Tesla Cybertruck: chassis, platform and robustness
Like the Tesla Model X, the Cybertruck rides on air suspension, which means that drivers can lower the pick-up at the rear to help when loading or unloading payload. The truck is also fitted with a retractable ramp, which was highlighted by a rebadged and rebodied Yamaha all-terrain vehicle driving across the stage at the Cybertruck's unveiling and up into the load bed, also outlining just how vast this area is.
Musk claims the Cybertruck will be the toughest pick-up on the market, thanks to a body made of ultra-hard 30X cold-rolled stainless steel. Tesla’s design boss, Franz von Holzhausen, demonstrated the strength of the pick-up’s body by attempting to dent one of its doors with a sledgehammer.
The Cybertruck will also be fitted with Tesla Armour Glass – an ultra-strong polymer-layered composite, which Elon Musk described as “transparent metal.” Its on-stage demonstration at the Cybertruck's unveiling didn’t quite go to plan, however. While the bodywork stood up to the sledgehammer test, when Holzhausen threw a heavy metal ball at the pick-up’s front and rear door windows, both panes cracked. Musk admitted to the crowd that there was “room for improvement.”
As mentioned, the Tesla Cybertruck is big. It measures 5,885mm long, 2,027mm wide and 1,905mm tall, which makes it around the same size as the Supercab version of North America’s current best-selling truck, the Ford F-150.

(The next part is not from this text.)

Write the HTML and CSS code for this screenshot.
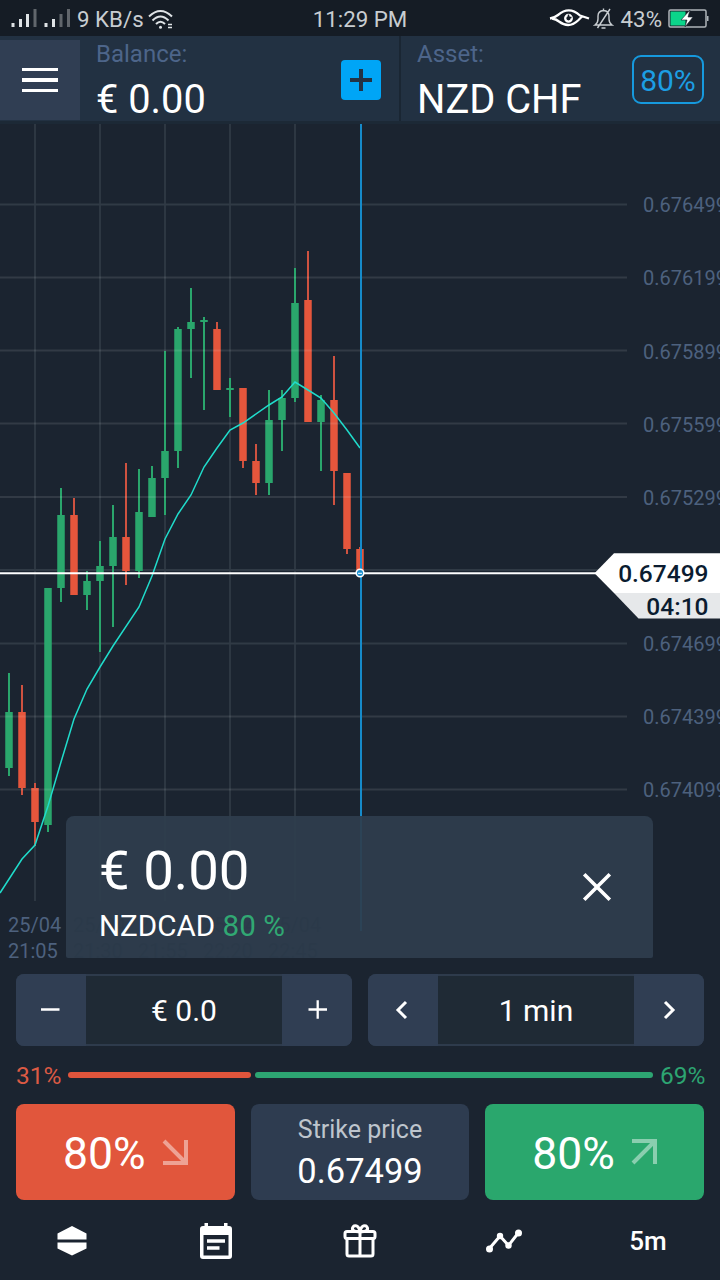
FILE: index.html
```html
<!DOCTYPE html>
<html lang="en">
<head>
<meta charset="utf-8">
<title>NZD CHF</title>
<link rel="stylesheet" href="styles.css">
</head>
<body>
<div class="app">
  <div class="status">
    <div class="status-left">
      <svg class="signals" width="62" height="20" viewBox="0 0 62 20">
        <g fill="#dfe3e6"><rect x="0.5" y="14" width="3" height="4"/><rect x="8" y="10" width="3" height="8"/><rect x="15" y="5" width="3" height="13"/><rect x="33.5" y="14" width="3" height="4"/><rect x="41" y="10" width="3" height="8"/></g>
        <g fill="#61666c"><rect x="22.500" y="0" width="3" height="18"/><rect x="48.500" y="5" width="3" height="13"/><rect x="56" y="0" width="3" height="18"/></g>
      </svg>
      <span>9 KB/s</span>
      <svg class="wifi" width="26" height="21" viewBox="0 0 26 21" fill="none" stroke="#dfe3e6" stroke-width="2">
        <path d="M1 7.500Q12.500-3.500 24 7.500M4.500 11.500Q12.500 3.500 20.500 11.500M8 15Q12.500 10.500 17 15"/><circle cx="12.500" cy="18.200" r="1.500" fill="#dfe3e6" stroke="none"/><path stroke-width="1.500" d="M20 15.500h4M20 18.500h4"/>
      </svg>
    </div>
    <div class="clock">11:29 PM</div>
    <div class="status-right">
      <svg width="42" height="20" viewBox="0 0 42 20" fill="none" stroke="#fff" stroke-width="2.300">
        <path d="M1 9.500Q6 8.500 9 6Q20-3.500 31 6.500L40 9.500M3 9.500Q7 10 10 12.500Q20 20 29 11.500L33 7.500"/><circle cx="19.500" cy="9.300" r="3.300"/><path d="M19.500 5.500v3h3" stroke="#151c25" stroke-width="1.500"/>
      </svg>
      <svg class="bell" width="21" height="22" viewBox="0 0 21 22" fill="none" stroke="#c8cdd1" stroke-width="1.400">
        <path d="M2 17h17q-3-2-3-6V8q0-5-5.500-5.500Q5 3 5 8v3q0 4-3 6zM8.500 20h4M17 1L4.500 20M10.500 0.500v2"/>
      </svg>
      <span>43%</span>
      <svg class="battery" width="42" height="20" viewBox="0 0 42 20">
        <rect x="1" y="1" width="37" height="17" rx="1.500" fill="none" stroke="#aeb4b9" stroke-width="1.500"/><rect x="2.500" y="2.500" width="15" height="14" fill="#0bd58a"/><rect x="39" y="7" width="1.500" height="5" fill="#aeb4b9"/><path d="M22 1l-9 10h6l-2 7 8-10h-5z" fill="#fff" stroke="#15202a" stroke-width=".6"/>
      </svg>
    </div>
  </div>

  <header class="header">
    <button class="menu" aria-label="Menu"><i></i><i></i><i></i></button>
    <section class="balance">
      <div><div class="label">Balance:</div><div class="amount">€ 0.00</div></div>
      <button class="add" aria-label="Add"><svg width="40" height="40" viewBox="0 0 40 40"><path d="M20 9v22M9 20h22" stroke="#233244" stroke-width="4"/></svg></button>
    </section>
    <section class="asset">
      <div><div class="label">Asset:</div><div class="amount">NZD CHF</div></div>
      <div class="percent">80%</div>
    </section>
  </header>

  <main class="chart">
    <svg class="plot" width="720" height="842" viewBox="0 124 720 842">
      <g class="grid">
        <path d="M35 124V901M100 124V901M165 124V901M230 124V901M295 124V901"/>
        <path d="M0 204.500H627M0 570H627M0 643.500H627"/>
      </g>
      <g class="up-wick"><path d="M9 673V776M48 588V832M61 488V602M87 571V610M100 541V652M113 505V627M139 469V578M152 466V517M165 351V515M178 327V468M191 288V378M204 317V410M230 378V417M269 390V495M282 390V451M295 268V402M321 395V471"/></g>
      <g class="down-wick"><path d="M22 685V795M35 783V846M74 498V595M126 463V585M217 322V390M243 388V468M256 444V495M308 251V422M334 356V505M347 473V554M360 547V573"/></g>
      <g class="up"><path d="M9 712V768M48 588V825M61 515V588M87 581V595M100 566V581M113 537V566M139 512V571M152 478V517M165 451V478M178 329V451M191 322V329M204 320V322M230 388V390M269 420V483M282 398V420M295 303V398M321 400V422"/></g>
      <g class="down"><path d="M22 712V788M35 788V822M74 515V595M126 537V571M217 329V390M243 388V461M256 461V483M308 300V422M334 400V471M347 473V549M360 549V573"/></g>
      <g class="grid faint"><path d="M0 277.500H627M0 350.500H627M0 423.500H627M0 497H627M0 716.500H627M0 789.500H627"/></g>
      <polyline class="average" points="0,893 22,859 35,845 48,806 61,762 74,719 87,689 100,667 113,646 139,607 152,576 165,539 178,514 191,495 204,467 217,448 230,430 243,423 269,405 282,397 295,382 308,390 321,398 334,413 347,430 360,448"/>
      <path class="now" d="M361 124V931"/>
      <path class="price-line" d="M0 573.300H600"/>
      <circle cx="360" cy="573" r="3.800" fill="#188fd0" stroke="#fff" stroke-width="1.600"/>
      <path d="M358 573.300h4" stroke="#fff"/>
      <g class="axis">
        <text x="643" y="212">0.676499</text><text x="643" y="285">0.676199</text><text x="643" y="358.500">0.675899</text><text x="643" y="431.500">0.675599</text><text x="643" y="504.500">0.675299</text><text x="643" y="651">0.674699</text><text x="643" y="724">0.674399</text><text x="643" y="797">0.674099</text>
        <text x="8" y="931.500">25/04</text><text x="8" y="958">21:05</text>
      </g>
      <g class="axis covered">
        <text x="73" y="931.500">25/04</text><text x="73" y="958">21:30</text><text x="138" y="931.500">25/04</text><text x="138" y="958">21:55</text><text x="203" y="931.500">25/04</text><text x="203" y="958">22:20</text><text x="268" y="931.500">25/04</text><text x="268" y="958">22:45</text>
      </g>
      <path d="M594.500 573.300L614 553.300H720V593H614z" fill="#fff"/>
      <path d="M614 593H720V618.500H638.500z" fill="#e6e8ea"/>
      <g class="tag"><text x="708.500" y="582">0.67499</text><text x="708.500" y="614.500">04:10</text></g>
    </svg>
    <div class="toast">
      <div class="toast-copy"><div class="toast-sum">€ 0.00</div><div class="toast-pair">NZDCAD <span>80 %</span></div></div>
      <svg width="30" height="30" viewBox="0 0 30 30"><path d="M2.200 2.200L27.800 27.800M27.800 2.200L2.200 27.800" stroke="#fff" stroke-width="3.600"/></svg>
    </div>
  </main>

  <div class="steppers">
    <div class="stepper">
      <button aria-label="Less"><svg width="20" height="20"><path d="M0 9.500H18.500" stroke="#fff" stroke-width="2.300"/></svg></button>
      <div class="value">€ 0.0</div>
      <button aria-label="More"><svg width="20" height="20"><path d="M1.500 9.500H20M10.700 .3V18.700" stroke="#fff" stroke-width="2.300"/></svg></button>
    </div>
    <div class="stepper">
      <button aria-label="Shorter"><svg width="20" height="20"><path d="M13 2L5 10L13 18" fill="none" stroke="#fff" stroke-width="3"/></svg></button>
      <div class="value">1 min</div>
      <button aria-label="Longer"><svg width="20" height="20"><path d="M6 2L14 10L6 18" fill="none" stroke="#fff" stroke-width="3"/></svg></button>
    </div>
  </div>

  <div class="mood"><span class="sell-text">31%</span><i class="sell-bar"></i><i class="buy-bar"></i><span class="buy-text">69%</span></div>

  <div class="trade">
    <button class="deal sell"><span>80%</span><svg width="26" height="26" viewBox="0 0 26 26"><path d="M2 2L23 23M24 1V24H1"/></svg></button>
    <div class="strike"><span>Strike price</span><b>0.67499</b></div>
    <button class="deal buy"><span>80%</span><svg width="26" height="26" viewBox="0 0 26 26"><path d="M2 24L23 3M24 25V2H1"/></svg></button>
  </div>

  <nav class="nav">
    <a><svg width="40" height="40" viewBox="0 0 40 40" fill="#fff"><path d="M5.500 18.500v-6L20 5l14.500 7.500v6zM5.500 21.500v6L20 34.500l14.500-7v-6z"/></svg></a>
    <a><svg width="40" height="40" viewBox="0 0 40 40"><path fill="#fff" fill-rule="evenodd" d="M8.500 2h3.500v3h16V2h3.500v3H33q3 0 3 3v27q0 3-3 3H7q-3 0-3-3V8q0-3 3-3h1.500zM7.500 14v20.500h25V14z"/><path stroke="#fff" stroke-width="3.500" d="M11 20H29M11 27H23.500"/></svg></a>
    <a><svg width="40" height="40" viewBox="0 0 40 40" fill="none" stroke="#fff" stroke-width="3"><rect x="5" y="10.500" width="30" height="7" rx="2"/><path d="M7 18V33q0 2 2 2H31q2 0 2-2V18M20 11V35"/><path d="M20 11C14 11 12 9 12.500 7C14 3 19 4 20 11C21 4 26 3 27.500 7C28 9 26 11 20 11z"/></svg></a>
    <a><svg width="40" height="40" viewBox="0 0 40 40" fill="#fff"><path d="M5 28L16 15L24.500 24.500L35 11" fill="none" stroke="#fff" stroke-width="3"/><circle cx="5.500" cy="28" r="3.500"/><circle cx="16" cy="15" r="3.200"/><circle cx="24.500" cy="24.500" r="3.200"/><circle cx="34.500" cy="12" r="3.500"/></svg></a>
    <a>5m</a>
  </nav>
</div>
</body>
</html>
```
FILE: styles.css
```css
* { box-sizing: border-box; }
body { margin: 0; background: #1b2430; color: #fff; font-family: Roboto, "Noto Sans", sans-serif; }
button { border: 0; padding: 0; color: inherit; font: inherit; display: flex; align-items: center; justify-content: center; }
svg { display: block; flex: none; }
.app { width: 720px; height: 1280px; overflow: hidden; display: flex; flex-direction: column; background: #1b2430; }

.status { height: 36px; flex: none; background: #151c25; color: #c8cdd1; font-size: 22.300px; line-height: 38px; display: grid; grid-template-columns: 1fr auto 1fr; padding: 0 11px; }
.status-left, .status-right { display: flex; align-items: center; }
.status-left span { margin-left: 4px; }
.wifi { margin-left: 4px; }
.status-right { justify-content: flex-end; }
.bell { margin: 0 7px 0 2px; }
.battery { margin-left: 6px; margin-right: -1px; }

.header { height: 88px; flex: none; display: flex; background: #223142; border-bottom: 3px solid #1c2936; }
.menu { width: 80px; height: 80px; margin-top: 4px; background: #303e53; flex-direction: column; gap: 7px; }
.menu i { width: 36px; height: 3.600px; background: #fff; }
.balance, .asset { display: flex; justify-content: space-between; padding: 0 16px; }
.balance { width: 321px; padding-right: 18px; border-right: 2px solid #1a2633; }
.asset { flex: 1; }
.label { color: #4d658a; font-size: 24px; line-height: 37px; }
.amount { font-size: 39.800px; line-height: 54px; white-space: nowrap; }
.add { width: 40px; height: 40px; margin-top: 24px; border-radius: 4px; background: #00a5f6; }
.percent { width: 72px; height: 49px; margin-top: 19px; border: 2px solid #1699dd; border-radius: 9px; color: #1c9ee4; font-size: 30px; line-height: 48px; text-align: center; }

.chart { height: 842px; flex: none; position: relative; }
.grid { stroke: #303a45; stroke-width: 1.800; fill: none; }
.grid.faint { stroke: #fff; opacity: .1; }
.up, .up-wick { stroke: #2aa66c; }
.down, .down-wick { stroke: #e5563c; }
.up, .down { stroke-width: 7.500; }
.up-wick, .down-wick { stroke-width: 2; }
.down-wick { stroke: #cf5240; }
.average { fill: none; stroke: #20dccb; stroke-width: 1.500; }
.now { stroke: #168bca; stroke-width: 2; }
.price-line { stroke: #fff; stroke-width: 2; }
.axis { font-size: 20px; fill: #4d617e; }
.axis.covered { fill: #000a14; }
.tag { font-size: 24.500px; font-weight: 500; fill: #0b1c30; text-anchor: end; }
.toast { position: absolute; left: 66px; top: 692px; width: 587px; height: 142px; padding: 0 41px 0 33px; display: flex; align-items: center; justify-content: space-between; border-radius: 8px 8px 2px 2px; background: rgba(46, 61, 77, .93); }
.toast-copy { padding-top: 13px; }
.toast-sum { font-size: 54.500px; line-height: 64px; }
.toast-pair { font-size: 29.600px; line-height: 48px; }
.toast-pair span { color: #31a873; }

.steppers { flex: none; display: flex; gap: 16px; padding: 8px 16px 0; }
.stepper { flex: 1; height: 72px; display: flex; background: #2e3b4c; border-radius: 8px; overflow: hidden; }
.stepper button { width: 70px; background: #303e53; }
.stepper .value { flex: 1; margin: 2px 0; background: #1f2a35; font-size: 30px; line-height: 70px; text-align: center; }

.mood { height: 58px; flex: none; display: flex; align-items: center; padding: 0 15px 0 16px; font-size: 24.500px; line-height: 30px; }
.mood i { height: 6px; border-radius: 3px; }
.sell-text, .buy-text { width: 52px; padding-top: 1px; }
.buy-text { width: 45px; margin-left: 7px; }
.sell-text { color: #dc5a44; }
.buy-text { color: #2da572; }
.sell-bar { width: 183px; background: #e0553c; }
.buy-bar { flex: 1; margin-left: 4px; background: #2da572; }

.trade { height: 96px; flex: none; display: grid; grid-template-columns: repeat(3, 1fr); gap: 16px; padding: 0 16px; }
.deal { border-radius: 8px; font-size: 44.500px; gap: 16px; }
.deal span { padding-top: 4px; }
.deal path { fill: none; stroke: #fff; stroke-opacity: .45; stroke-width: 4; }
.sell { background: #e1563c; }
.buy { background: #2aa76d; }
.strike { border-radius: 8px; background: #2e3c50; display: flex; flex-direction: column; align-items: center; }
.strike span { color: #bec5cd; font-size: 25px; line-height: 30px; margin-top: 11px; }
.strike b { font-size: 34.500px; font-weight: 400; line-height: 52px; }

.nav { height: 80px; flex: none; display: grid; grid-template-columns: repeat(5, 1fr); }
.nav a { display: flex; align-items: center; justify-content: center; font-size: 26px; font-weight: 500; padding-top: 1px; }
```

In the time since it was revealed, the Tesla Cybertruck has not only been delayed, but several other rival EV pick-up trucks have landed, such as the aforementioned Ford F-150 Lightning and Rivian R1T, plus the GMC Hummer EV and Chevrolet Silverado EV. None of these are available in the UK however, and we don’t expect the Cybertruck to go on sale here either. The Maxus T90 EV is currently the only electric pick-up you can buy in Britain, though Isuzu is also working on one that it intends to bring to the UK.